Lalu aku bergumam, “Mungkin perempuan ini mata-mata yang ingin mencuri,” maka aku keluar dan mengikutinya.
Maka tatkala wanita itu masuk ke dalam rumahnya menemui anak-anak perempuannya itu bertanya kepadanya, “Ibu, apakah engkau datang dengan membawa sesuatu, kami sudah tidak sanggup dan sabar lagi menahan lapar.”
Lalu wanita itu berkata sambil mengeluarkan air matanya, “Aku malu pada Tuhanku, jika aku meminta selain pada-Nya, apalagi minta dari musuh Allah yang orang Majusi itu.”
“Ketika aku mendengar ucapan wanita itu, maka aku pulang ke rumahku dan aku mengambil nampan, lalu aku mengisi penuh nampan itu dengan segala makanan, dan aku pergi sendiri membawanya,”
Lalu Imam Abdullah Ibn al Mubarak mengatakan, “Ini baik dan kamu harus gembira,” dan aku menceritakan mimpiku dengan Rasulullah saw kepadanya.”
Setelah mendengarkan cerita dari Imam Abdullah Ibn al Mubarak lalu Bahrom mengucapkan, “Aku bersaksi bahwa tiada Tuhan selain Allah, dan aku bersaksi bahwa Nabi Muhammad adalah utusan Allah.”
Setelah mengucapkan kalimat itu Bahrom jatuh tersungkur dan menghembuskan nafas terakhir. Imam Abdullah Ibn al Mubarak kemudian memandikan, mengafani, menyalati, dan menguburkannya.

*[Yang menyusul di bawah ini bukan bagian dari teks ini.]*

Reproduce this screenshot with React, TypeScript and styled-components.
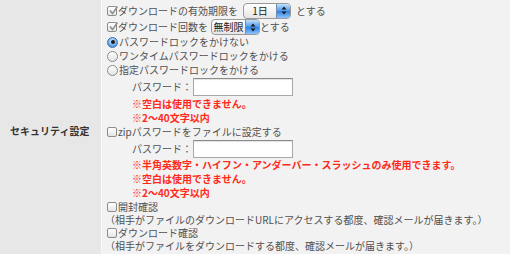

Lalu Imam Abdullah Ibn al Mubarak berpesan, “Wahai hamba Allah berusahalah berbuat murah hati kepada makhuk Allah swt karena dengan sifat itu yang awalnya musuh bisa berubah menjadi kekasih.”
Demikianlah kisah Imam Abdulah Bin al-Mubarrok dengan seorang Majusi. Karena kedermawan terhadap seorang wanita dan keluarganya, seorang Majusi mendapatkan hidayah dari Allah Swt. dan meninggal dalam keadaan husunulkhatimah.
Oleh sebab itu, kita tak pantas mengolok-olok amal kebaikan seseorang karena agamanya. Barangkali saja dengan perbuatan baiknya itu dia meninggal dalam keadaan membawa iman sedangkan kita yang sejak awal sudah memiliki iman bisa saja meninggal dalam keadaan suulkhatimah. Na’udzubillahi min dzalik. Semoga kita semua digolongkan dalam keadaan husnul khotimah. Amin Wallahualam.